Third, the informational relation is both intentional and relative, as described by Fred Dretske in his KNOWLEDGE AND THE FLOW OF INFORMATION.  Treating If p Then q as an information relation would make implication both intentional and relative.  The very same If p Then q statement would be true inside some frameworks and false inside others.  Rather than accept this, some would perhaps rather accept Classical Logic’s paradoxes of Material Implication.

(Sidenote:  Dretske’s measles example displays the intentional character of information.  By pure chance, all of Herman’s children happen to have the measles; moreover, one does not know this.  So when one discovers that a particular person is a child of Herman’s, they do not have information that this person has the measles.) Or are we truly stuck with this weirdness? Can we find a way to make implication non-relative and non-intentional even in those cases in which p happens to be a signal carrying the information that q?

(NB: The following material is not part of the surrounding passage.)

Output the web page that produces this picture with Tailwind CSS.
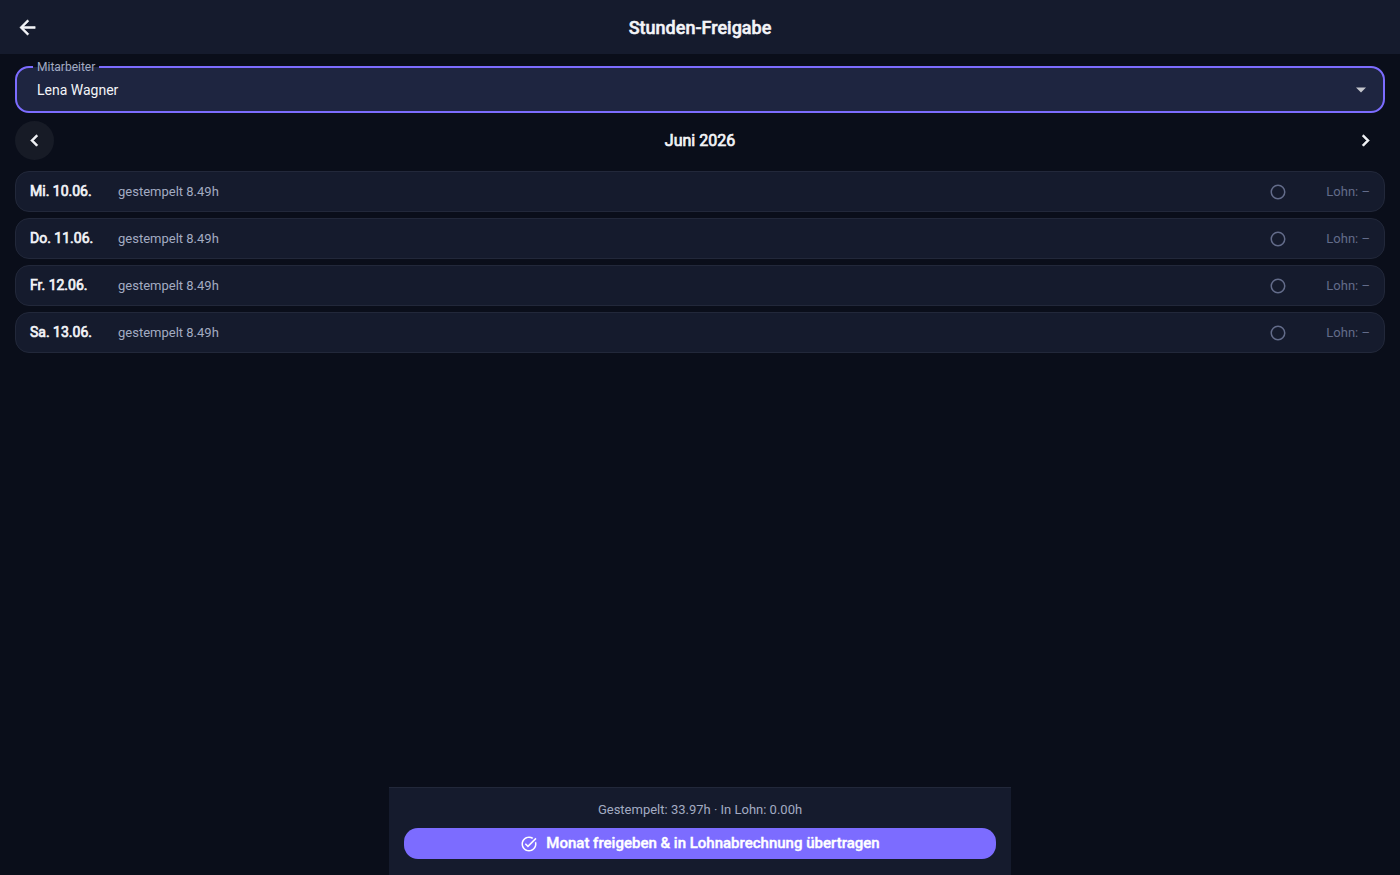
<!DOCTYPE html>
<html lang="de">
<head>
  <meta charset="UTF-8">
  <meta name="viewport" content="width=device-width, initial-scale=1.0">
  <title>Stunden-Freigabe</title>
  <script src="https://cdn.jsdelivr.net/npm/@tailwindcss/browser@4"></script>
</head>
<body class="flex min-h-screen flex-col bg-[#0a0e1a] font-['Roboto',sans-serif] text-[#f3f4f8]">

  <!-- App bar -->
  <header class="grid h-[54px] grid-cols-[40px_1fr_40px] items-center bg-[#151b2d] px-[7px]">
    <button type="button" aria-label="Zurück" class="flex size-10 items-center justify-center rounded-full">
      <svg class="size-[23px]" viewBox="0 0 24 24" fill="currentColor" stroke="currentColor" stroke-width=".6"><path d="M20 11H7.83l5.59-5.59L12 4l-8 8 8 8 1.41-1.41L7.83 13H20v-2z"/></svg>
    </button>
    <h1 class="pt-[2px] text-center text-[18px] leading-6 font-medium [-webkit-text-stroke:0.5px_currentColor]">Stunden-Freigabe</h1>
  </header>

  <main class="flex grow flex-col px-[15px] pt-3">

    <!-- Employee select -->
    <div class="relative">
      <label for="mitarbeiter" class="absolute -top-[6px] left-[18px] bg-linear-to-b from-[#0a0e1a] from-50% to-[#1e2540] to-50% px-1 text-[12px] leading-[14px] text-[#a3abc2]">Mitarbeiter</label>
      <select id="mitarbeiter" class="block h-[47px] w-full appearance-none rounded-[14px] border-2 border-[#7c6cff] bg-[#1e2540] px-5 pt-[2px] text-[14px] text-[#f3f4f8] focus:outline-none">
        <option>Lena Wagner</option>
      </select>
      <svg class="pointer-events-none absolute top-3 right-3 size-6 text-[#c4c6cc]" viewBox="0 0 24 24" fill="currentColor"><path d="M7 9.5l5 5 5-5z"/></svg>
    </div>

    <!-- Month navigation -->
    <div class="mt-2 flex items-center justify-between">
      <button type="button" aria-label="Vorheriger Monat" class="flex size-[39px] items-center justify-center rounded-full bg-[#171b26]">
        <svg class="size-[23px]" viewBox="0 0 24 24" fill="currentColor" stroke="currentColor" stroke-width=".7"><path d="M15.41 7.41L14 6l-6 6 6 6 1.41-1.41L10.83 12z"/></svg>
      </button>
      <h2 class="text-[16px] leading-5 font-normal [-webkit-text-stroke:0.7px_currentColor]">Juni 2026</h2>
      <button type="button" aria-label="Nächster Monat" class="flex size-[39px] items-center justify-center rounded-full">
        <svg class="size-[23px]" viewBox="0 0 24 24" fill="currentColor" stroke="currentColor" stroke-width=".7"><path d="M10 6L8.59 7.41 13.17 12l-4.58 4.59L10 18l6-6z"/></svg>
      </button>
    </div>

    <!-- Days -->
    <ul class="mt-[11px] flex flex-col gap-[6px]">
      <li class="flex h-[41px] items-center rounded-[14px] border border-[#22283a] bg-[#151b2d] px-[14px] text-[13px]">
        <span class="w-[88px] text-[14px] [-webkit-text-stroke:0.7px_currentColor]">Mi. 10.06.</span>
        <span class="grow text-[#a3abc2]">gestempelt 8.49h</span>
        <svg class="size-[18px] text-[#636c8a]" viewBox="0 0 24 24" fill="currentColor"><path d="M12 2a10 10 0 1 0 0 20 10 10 0 0 0 0-20zm0 18a8 8 0 1 1 0-16 8 8 0 0 1 0 16z"/></svg>
        <span class="w-[83px] text-right text-[#636c8a]">Lohn: –</span>
      </li>
      <li class="flex h-[41px] items-center rounded-[14px] border border-[#22283a] bg-[#151b2d] px-[14px] text-[13px]">
        <span class="w-[88px] text-[14px] [-webkit-text-stroke:0.7px_currentColor]">Do. 11.06.</span>
        <span class="grow text-[#a3abc2]">gestempelt 8.49h</span>
        <svg class="size-[18px] text-[#636c8a]" viewBox="0 0 24 24" fill="currentColor"><path d="M12 2a10 10 0 1 0 0 20 10 10 0 0 0 0-20zm0 18a8 8 0 1 1 0-16 8 8 0 0 1 0 16z"/></svg>
        <span class="w-[83px] text-right text-[#636c8a]">Lohn: –</span>
      </li>
      <li class="flex h-[41px] items-center rounded-[14px] border border-[#22283a] bg-[#151b2d] px-[14px] text-[13px]">
        <span class="w-[88px] text-[14px] [-webkit-text-stroke:0.7px_currentColor]">Fr. 12.06.</span>
        <span class="grow text-[#a3abc2]">gestempelt 8.49h</span>
        <svg class="size-[18px] text-[#636c8a]" viewBox="0 0 24 24" fill="currentColor"><path d="M12 2a10 10 0 1 0 0 20 10 10 0 0 0 0-20zm0 18a8 8 0 1 1 0-16 8 8 0 0 1 0 16z"/></svg>
        <span class="w-[83px] text-right text-[#636c8a]">Lohn: –</span>
      </li>
      <li class="flex h-[41px] items-center rounded-[14px] border border-[#22283a] bg-[#151b2d] px-[14px] text-[13px]">
        <span class="w-[88px] text-[14px] [-webkit-text-stroke:0.7px_currentColor]">Sa. 13.06.</span>
        <span class="grow text-[#a3abc2]">gestempelt 8.49h</span>
        <svg class="size-[18px] text-[#636c8a]" viewBox="0 0 24 24" fill="currentColor"><path d="M12 2a10 10 0 1 0 0 20 10 10 0 0 0 0-20zm0 18a8 8 0 1 1 0-16 8 8 0 0 1 0 16z"/></svg>
        <span class="w-[83px] text-right text-[#636c8a]">Lohn: –</span>
      </li>
    </ul>
  </main>

  <!-- Totals and approval -->
  <footer class="mx-auto w-full max-w-[622px] border-t border-[#22283a] bg-[#151b2d] px-[15px] pt-3 pb-4 text-center">
    <p class="text-[13px] leading-5 text-[#a3abc2]">Gestempelt: 33.97h · In Lohn: 0.00h</p>
    <button type="button" class="mt-2 flex h-[31px] w-full items-center justify-center gap-2 rounded-[14px] bg-[#7c6cff] text-[15px] font-medium text-white">
      <svg class="size-[18px]" viewBox="0 0 24 24" fill="currentColor"><path d="M22 5.18L10.59 16.6l-4.24-4.24 1.41-1.41 2.83 2.83 10-10L22 5.18zm-2.21 5.04c.13.57.21 1.17.21 1.78 0 4.42-3.58 8-8 8s-8-3.58-8-8 3.58-8 8-8c1.58 0 3.04.46 4.28 1.25l1.44-1.44A9.9 9.9 0 0 0 12 2C6.48 2 2 6.48 2 12s4.48 10 10 10 10-4.48 10-10c0-1.19-.22-2.33-.6-3.39l-1.61 1.61z"/></svg>
      <span class="[-webkit-text-stroke:0.4px_currentColor]">Monat freigeben &amp; in Lohnabrechnung übertragen</span>
    </button>
  </footer>

</body>
</html>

Today’s homage to Plato’s SYMPOSIUM is this gorgeous young Asian Man: GorgeousAsianGuy

It is hard to understand how anyone can get any work done at all with Beauty like this walking the earth, but somehow we do. How sleek all those black, white, and gray tones are!

Post Updated on June 27, 2015 to make the temporal vector nature of the dependency/only because relation clearer. (Or, if my reader is particularly suspicious, they are free to think I made the update in order to cover up some totally obvious mistakes, not simply to make a somewhat muddy post slightly clearer.)